Nos fundos do quintal há um menino e suas latas
maravilhosas.
Todas as coisas deste lugar já estão comprometidas
com aves.
Aqui, se o horizonte enrubesce um pouco, os
besouros pensam que estão no incêndio.
Quando o rio está começando um peixe,
Ele me coisa
Ele me rã
Ele me árvore.
De tarde um velho tocará sua flauta para inverter
os ocasos.

II

Conheço de palma os dementes de rio.
Fui amigo do Bugre Felisdônio, de Ignácio Rayzama
e de Rogaciano.
Todos catavam pregos na beira do rio para enfiar
no horizonte.
Um dia encontrei Felisdônio comendo papel nas ruas
de Corumbá.
Me disse que as coisas que não existem são mais
bonitas.

IV

Caçador, nos barrancos, de rãs entardecidas,
Sombra-Boa entardece.
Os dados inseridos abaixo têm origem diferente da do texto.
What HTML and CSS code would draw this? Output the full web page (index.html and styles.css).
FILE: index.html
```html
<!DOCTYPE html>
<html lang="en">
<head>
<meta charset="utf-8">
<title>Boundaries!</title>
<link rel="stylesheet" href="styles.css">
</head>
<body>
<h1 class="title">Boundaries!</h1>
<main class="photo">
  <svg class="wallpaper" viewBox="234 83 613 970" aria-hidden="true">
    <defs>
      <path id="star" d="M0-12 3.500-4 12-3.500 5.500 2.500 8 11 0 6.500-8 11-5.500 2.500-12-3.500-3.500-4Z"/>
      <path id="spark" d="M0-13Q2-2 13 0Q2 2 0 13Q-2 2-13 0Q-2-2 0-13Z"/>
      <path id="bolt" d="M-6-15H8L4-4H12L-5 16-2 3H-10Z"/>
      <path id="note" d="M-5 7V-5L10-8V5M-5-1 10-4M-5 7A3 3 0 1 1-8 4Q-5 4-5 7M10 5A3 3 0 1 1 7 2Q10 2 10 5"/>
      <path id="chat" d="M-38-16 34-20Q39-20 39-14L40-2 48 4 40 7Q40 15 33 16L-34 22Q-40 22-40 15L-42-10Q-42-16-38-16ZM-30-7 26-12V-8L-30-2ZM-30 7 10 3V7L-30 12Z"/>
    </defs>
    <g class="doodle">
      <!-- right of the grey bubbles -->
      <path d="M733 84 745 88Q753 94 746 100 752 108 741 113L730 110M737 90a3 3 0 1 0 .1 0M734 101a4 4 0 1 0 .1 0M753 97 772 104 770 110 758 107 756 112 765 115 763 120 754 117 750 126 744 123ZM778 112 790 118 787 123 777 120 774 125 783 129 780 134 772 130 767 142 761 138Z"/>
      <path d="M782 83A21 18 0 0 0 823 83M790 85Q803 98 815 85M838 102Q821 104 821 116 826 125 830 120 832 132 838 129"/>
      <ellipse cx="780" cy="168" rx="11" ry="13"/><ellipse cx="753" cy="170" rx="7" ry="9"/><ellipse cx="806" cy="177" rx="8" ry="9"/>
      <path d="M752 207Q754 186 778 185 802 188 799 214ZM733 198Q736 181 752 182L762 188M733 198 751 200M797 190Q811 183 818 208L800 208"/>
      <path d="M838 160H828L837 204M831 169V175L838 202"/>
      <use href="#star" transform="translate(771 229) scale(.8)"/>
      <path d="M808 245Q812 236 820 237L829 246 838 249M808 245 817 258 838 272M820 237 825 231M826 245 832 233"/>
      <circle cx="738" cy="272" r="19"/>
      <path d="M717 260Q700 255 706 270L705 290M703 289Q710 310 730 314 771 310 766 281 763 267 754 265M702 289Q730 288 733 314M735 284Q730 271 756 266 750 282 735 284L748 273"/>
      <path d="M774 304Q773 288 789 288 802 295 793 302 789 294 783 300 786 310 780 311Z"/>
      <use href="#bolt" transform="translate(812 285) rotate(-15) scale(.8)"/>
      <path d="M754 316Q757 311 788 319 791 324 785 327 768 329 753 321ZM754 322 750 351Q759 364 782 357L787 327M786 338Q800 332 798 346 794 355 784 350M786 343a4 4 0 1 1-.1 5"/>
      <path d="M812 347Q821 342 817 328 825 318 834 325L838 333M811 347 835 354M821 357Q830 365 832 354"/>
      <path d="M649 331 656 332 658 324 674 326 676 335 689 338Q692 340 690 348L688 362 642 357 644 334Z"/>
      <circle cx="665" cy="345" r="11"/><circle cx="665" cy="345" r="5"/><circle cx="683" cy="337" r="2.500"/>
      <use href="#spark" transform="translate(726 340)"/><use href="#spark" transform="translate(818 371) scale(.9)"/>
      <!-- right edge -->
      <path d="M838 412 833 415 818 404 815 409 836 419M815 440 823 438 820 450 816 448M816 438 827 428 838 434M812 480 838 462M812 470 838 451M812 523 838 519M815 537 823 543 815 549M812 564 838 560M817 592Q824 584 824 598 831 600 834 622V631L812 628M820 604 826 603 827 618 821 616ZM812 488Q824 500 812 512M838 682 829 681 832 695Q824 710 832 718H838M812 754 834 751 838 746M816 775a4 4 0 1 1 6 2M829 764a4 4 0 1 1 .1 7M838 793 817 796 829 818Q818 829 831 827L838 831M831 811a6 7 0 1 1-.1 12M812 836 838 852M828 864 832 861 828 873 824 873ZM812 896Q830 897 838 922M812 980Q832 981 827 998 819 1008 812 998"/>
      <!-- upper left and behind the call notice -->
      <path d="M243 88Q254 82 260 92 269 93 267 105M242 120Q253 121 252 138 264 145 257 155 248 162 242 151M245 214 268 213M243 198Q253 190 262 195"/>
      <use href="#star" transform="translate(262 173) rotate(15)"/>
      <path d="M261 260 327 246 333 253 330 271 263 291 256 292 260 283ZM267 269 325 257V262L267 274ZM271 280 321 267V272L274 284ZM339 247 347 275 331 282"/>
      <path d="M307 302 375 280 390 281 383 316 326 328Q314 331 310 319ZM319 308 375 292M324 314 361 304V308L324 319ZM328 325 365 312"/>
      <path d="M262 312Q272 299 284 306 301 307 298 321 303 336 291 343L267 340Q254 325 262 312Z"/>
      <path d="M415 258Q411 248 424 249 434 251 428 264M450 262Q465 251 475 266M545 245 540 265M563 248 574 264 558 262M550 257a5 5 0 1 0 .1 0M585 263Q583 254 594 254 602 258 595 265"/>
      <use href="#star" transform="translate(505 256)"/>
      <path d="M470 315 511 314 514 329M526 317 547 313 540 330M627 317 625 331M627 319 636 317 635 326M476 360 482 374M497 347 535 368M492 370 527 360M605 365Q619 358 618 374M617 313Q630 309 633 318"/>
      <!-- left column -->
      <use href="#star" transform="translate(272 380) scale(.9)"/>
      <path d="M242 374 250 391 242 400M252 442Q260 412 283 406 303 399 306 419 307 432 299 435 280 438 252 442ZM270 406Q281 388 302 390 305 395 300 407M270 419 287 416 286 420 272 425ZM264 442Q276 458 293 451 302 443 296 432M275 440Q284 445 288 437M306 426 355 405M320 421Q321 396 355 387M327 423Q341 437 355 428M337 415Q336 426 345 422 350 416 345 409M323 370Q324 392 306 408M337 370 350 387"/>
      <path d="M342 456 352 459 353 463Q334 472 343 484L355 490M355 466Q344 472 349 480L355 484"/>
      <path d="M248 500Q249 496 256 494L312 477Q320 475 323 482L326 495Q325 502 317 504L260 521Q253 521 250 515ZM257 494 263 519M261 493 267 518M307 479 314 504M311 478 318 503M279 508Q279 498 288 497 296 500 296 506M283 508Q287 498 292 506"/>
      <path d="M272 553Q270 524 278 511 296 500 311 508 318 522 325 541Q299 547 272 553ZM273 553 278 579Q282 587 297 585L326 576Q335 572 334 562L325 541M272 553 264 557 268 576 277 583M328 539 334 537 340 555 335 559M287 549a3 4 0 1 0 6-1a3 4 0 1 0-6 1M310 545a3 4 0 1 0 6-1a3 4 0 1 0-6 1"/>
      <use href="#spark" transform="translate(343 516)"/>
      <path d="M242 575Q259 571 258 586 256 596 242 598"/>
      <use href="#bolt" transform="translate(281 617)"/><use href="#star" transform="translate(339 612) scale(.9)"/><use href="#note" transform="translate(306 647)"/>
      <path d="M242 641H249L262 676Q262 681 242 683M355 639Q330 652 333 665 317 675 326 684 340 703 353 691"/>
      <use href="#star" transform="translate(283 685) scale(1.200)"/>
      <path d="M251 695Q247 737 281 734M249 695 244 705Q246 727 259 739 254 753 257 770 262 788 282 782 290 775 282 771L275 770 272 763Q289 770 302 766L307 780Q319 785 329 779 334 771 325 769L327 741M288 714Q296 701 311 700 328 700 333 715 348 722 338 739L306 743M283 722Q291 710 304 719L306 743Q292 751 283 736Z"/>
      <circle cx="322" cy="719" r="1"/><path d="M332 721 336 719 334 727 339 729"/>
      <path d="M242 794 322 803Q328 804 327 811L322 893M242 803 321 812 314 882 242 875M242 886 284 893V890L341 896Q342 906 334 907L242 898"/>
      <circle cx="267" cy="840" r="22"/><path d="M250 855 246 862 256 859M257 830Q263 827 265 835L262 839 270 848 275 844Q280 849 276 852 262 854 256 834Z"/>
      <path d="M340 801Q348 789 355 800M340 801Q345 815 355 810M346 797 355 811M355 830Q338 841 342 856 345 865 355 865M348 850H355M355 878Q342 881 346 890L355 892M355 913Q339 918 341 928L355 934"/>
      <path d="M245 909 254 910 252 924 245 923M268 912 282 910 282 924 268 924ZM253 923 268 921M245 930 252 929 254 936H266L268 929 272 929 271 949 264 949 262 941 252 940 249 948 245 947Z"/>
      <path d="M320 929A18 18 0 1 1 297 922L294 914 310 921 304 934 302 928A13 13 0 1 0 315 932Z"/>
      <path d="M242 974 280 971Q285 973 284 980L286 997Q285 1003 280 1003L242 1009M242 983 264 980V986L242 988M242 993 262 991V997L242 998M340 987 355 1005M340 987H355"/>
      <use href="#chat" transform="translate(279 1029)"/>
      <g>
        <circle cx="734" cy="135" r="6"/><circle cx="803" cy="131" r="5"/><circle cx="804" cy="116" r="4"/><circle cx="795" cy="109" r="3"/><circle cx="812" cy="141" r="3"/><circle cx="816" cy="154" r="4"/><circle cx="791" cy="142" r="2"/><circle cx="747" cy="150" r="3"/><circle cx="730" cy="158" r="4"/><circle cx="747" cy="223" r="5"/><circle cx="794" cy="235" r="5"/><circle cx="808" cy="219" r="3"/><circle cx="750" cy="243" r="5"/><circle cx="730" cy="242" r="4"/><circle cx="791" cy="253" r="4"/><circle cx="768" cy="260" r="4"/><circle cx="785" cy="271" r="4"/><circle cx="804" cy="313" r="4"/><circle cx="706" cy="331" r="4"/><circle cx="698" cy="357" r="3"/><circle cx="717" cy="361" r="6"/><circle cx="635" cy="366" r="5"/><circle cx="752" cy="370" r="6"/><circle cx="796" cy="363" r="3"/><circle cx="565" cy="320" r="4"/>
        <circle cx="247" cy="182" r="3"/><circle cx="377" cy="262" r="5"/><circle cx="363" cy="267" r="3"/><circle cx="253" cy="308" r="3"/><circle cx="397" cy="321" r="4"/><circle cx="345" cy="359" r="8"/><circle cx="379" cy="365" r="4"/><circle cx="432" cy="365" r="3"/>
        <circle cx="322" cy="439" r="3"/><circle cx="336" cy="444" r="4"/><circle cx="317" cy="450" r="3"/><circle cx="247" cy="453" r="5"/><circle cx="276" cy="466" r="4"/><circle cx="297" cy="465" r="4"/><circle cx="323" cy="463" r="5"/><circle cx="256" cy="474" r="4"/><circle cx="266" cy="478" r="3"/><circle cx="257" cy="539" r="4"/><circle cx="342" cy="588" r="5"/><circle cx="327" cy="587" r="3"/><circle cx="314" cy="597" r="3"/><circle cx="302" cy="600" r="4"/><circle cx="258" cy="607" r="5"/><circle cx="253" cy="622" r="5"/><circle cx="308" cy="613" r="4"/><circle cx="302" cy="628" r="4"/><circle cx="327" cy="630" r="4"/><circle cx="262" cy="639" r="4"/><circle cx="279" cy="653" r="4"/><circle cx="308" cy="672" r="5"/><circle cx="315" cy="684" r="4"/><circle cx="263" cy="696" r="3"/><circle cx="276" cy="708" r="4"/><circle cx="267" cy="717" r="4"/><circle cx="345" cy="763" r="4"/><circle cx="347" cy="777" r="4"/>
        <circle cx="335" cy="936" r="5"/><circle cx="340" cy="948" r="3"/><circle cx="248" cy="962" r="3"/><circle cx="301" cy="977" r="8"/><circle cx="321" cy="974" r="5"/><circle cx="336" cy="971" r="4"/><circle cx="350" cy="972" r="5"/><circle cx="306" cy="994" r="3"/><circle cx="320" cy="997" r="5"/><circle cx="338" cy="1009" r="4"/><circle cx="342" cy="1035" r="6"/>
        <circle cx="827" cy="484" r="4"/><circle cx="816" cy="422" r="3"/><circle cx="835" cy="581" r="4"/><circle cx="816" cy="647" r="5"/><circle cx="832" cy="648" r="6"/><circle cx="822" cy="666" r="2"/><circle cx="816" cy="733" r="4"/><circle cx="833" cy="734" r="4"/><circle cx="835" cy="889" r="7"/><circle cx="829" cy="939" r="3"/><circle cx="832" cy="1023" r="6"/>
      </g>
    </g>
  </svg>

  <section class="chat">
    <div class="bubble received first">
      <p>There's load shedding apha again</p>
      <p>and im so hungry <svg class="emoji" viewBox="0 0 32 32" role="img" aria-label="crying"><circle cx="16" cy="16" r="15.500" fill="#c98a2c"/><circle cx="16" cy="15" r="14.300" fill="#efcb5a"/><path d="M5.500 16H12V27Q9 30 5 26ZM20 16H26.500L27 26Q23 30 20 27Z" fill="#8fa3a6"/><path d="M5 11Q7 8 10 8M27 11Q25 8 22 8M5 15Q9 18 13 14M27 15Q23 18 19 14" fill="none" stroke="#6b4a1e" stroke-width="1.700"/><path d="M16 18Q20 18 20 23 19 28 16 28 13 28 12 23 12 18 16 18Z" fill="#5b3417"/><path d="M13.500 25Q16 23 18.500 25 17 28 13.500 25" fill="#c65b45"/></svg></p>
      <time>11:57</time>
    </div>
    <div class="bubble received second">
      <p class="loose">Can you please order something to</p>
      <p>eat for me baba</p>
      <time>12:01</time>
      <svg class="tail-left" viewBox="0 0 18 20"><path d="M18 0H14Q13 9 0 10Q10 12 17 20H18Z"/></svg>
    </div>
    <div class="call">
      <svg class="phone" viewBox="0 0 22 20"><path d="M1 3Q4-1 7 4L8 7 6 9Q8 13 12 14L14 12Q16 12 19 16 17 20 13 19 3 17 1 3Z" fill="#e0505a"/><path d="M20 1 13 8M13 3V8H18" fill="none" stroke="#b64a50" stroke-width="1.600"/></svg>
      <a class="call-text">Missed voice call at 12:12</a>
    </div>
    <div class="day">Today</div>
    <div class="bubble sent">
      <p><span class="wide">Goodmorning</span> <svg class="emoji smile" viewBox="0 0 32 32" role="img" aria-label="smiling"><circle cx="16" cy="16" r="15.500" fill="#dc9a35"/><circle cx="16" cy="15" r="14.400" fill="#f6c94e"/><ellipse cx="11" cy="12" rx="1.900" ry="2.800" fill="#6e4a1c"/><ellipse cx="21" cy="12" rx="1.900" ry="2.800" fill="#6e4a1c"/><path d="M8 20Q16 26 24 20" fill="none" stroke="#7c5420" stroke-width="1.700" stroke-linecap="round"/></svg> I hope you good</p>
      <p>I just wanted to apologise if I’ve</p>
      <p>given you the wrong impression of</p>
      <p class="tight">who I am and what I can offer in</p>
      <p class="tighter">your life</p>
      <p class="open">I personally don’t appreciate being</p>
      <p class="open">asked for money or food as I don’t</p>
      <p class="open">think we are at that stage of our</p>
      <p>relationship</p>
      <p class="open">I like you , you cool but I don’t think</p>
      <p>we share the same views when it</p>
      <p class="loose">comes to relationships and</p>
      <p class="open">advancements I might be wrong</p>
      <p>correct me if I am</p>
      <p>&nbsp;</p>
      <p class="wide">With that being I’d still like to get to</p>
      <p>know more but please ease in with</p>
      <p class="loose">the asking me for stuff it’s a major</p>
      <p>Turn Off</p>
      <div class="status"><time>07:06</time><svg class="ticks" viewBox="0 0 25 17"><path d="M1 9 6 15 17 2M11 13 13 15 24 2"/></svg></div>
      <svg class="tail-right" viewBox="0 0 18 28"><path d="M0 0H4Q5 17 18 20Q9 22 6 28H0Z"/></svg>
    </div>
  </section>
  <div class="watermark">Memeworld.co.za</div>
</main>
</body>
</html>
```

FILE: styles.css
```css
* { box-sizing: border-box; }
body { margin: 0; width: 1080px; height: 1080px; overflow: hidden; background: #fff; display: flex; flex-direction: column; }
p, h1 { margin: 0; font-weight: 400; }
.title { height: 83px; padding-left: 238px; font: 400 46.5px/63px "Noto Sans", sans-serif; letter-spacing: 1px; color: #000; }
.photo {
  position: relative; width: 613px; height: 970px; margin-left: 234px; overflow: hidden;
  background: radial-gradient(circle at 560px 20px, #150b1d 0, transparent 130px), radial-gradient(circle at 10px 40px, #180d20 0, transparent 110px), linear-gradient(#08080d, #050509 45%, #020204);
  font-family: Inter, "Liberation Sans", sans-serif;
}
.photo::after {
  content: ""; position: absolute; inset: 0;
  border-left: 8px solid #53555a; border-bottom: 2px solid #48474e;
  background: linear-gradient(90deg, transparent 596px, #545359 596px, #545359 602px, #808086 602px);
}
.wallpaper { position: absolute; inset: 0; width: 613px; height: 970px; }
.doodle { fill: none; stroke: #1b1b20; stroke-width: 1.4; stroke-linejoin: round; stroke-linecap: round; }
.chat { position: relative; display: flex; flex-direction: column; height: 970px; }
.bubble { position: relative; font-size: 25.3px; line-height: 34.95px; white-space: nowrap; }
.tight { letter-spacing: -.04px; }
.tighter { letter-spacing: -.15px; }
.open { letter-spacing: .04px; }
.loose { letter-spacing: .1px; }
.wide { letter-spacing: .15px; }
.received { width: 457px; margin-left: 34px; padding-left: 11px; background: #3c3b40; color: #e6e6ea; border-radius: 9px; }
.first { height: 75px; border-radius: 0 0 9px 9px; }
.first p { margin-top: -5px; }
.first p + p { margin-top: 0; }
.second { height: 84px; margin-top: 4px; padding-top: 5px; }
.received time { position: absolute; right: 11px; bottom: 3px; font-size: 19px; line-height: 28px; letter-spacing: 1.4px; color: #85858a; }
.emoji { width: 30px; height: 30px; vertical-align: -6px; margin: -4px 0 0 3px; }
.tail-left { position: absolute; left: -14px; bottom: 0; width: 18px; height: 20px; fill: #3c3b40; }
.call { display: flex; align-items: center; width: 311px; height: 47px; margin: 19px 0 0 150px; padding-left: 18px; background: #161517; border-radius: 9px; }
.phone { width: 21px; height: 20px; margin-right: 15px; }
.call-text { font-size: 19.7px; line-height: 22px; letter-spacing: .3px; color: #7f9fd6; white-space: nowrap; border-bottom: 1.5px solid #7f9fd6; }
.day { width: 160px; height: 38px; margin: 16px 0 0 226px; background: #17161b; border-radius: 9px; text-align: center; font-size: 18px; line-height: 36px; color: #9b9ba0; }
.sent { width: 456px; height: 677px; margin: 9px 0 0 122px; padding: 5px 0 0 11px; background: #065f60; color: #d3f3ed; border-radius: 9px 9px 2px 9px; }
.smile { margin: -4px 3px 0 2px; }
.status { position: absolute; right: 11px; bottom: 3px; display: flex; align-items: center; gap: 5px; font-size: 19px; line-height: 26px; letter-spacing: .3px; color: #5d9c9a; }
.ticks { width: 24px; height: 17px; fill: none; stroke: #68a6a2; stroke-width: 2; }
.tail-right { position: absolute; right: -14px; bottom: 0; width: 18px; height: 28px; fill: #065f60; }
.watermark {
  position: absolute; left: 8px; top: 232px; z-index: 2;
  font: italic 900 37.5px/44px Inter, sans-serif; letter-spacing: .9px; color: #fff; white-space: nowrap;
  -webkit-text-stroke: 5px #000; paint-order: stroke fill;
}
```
Caminha sobre estratos
de um mar extinto. Caminha sobre as conchas
dos caracóis da terra. Certa vez encontrou uma
voz sem boca. Era uma voz pequena e azul. Não
tinha boca mesmo. “Sonora voz de uma concha”,
ele disse. Sombra-Boa ainda ouve nestes lugares
conversamentos de gaivotas. E passam navios
caranguejeiros por ele, carregados de lodo.
Sombra-Boa tem hora que entra em pura
decomposição lírica: “Aromas de tomilhos dementam
cigarras.” Conversava em Guató, em Português, e em
Pássaro.
Me disse em Língua-pássaro: “Anhumas premunem
mulheres grávidas, 3 dias antes do inturgescer”.
Sombra-Boa ainda fala de suas descobertas:
“Borboletas de franjas amarelas são fascinadas
por dejectos.” Foi sempre um ente abençoado a
garças. Nascera engrandecido de nadezas.

VI

Descobri aos 13 anos que o que me dava prazer nas
leituras não era a beleza das frases, mas a doença
delas.
Comuniquei ao Padre Ezequiel, um meu Preceptor,
esse gosto esquisito.
Eu pensava que fosse um sujeito escaleno.
– Gostar de fazer defeitos na frase é muito saudável,
o Padre me disse.
Ele fez um limpamento em meus receios.
O Padre falou ainda: Manoel, isso não é doença,
pode muito que você carregue para o resto da vida
um certo gosto por nadas…
E se riu.
Você não é de bugre? – ele continuou.
Que sim, eu respondi.
Veja que bugre só pega por desvios, não anda em
estradas –
Pois é nos desvios que encontra as melhores surpresas
e os ariticuns maduros.
Há que apenas saber errar bem o seu idioma.
Esse Padre Ezequiel foi o meu primeiro professor de
gramática.

VII

Toda vez que encontro uma parede
ela me entrega às suas lesmas.
Não sei se isso é uma repetição de mim ou das
lesmas.
Não sei se isso é uma repetição das paredes ou
de mim.
Estarei incluído nas lesmas ou nas paredes?
Parece que lesma só é uma divulgação de mim.
Penso que dentro de minha casca
não tem um bicho:
Tem um silêncio feroz.
Estico a timidez da minha lesma até gozar na pedra.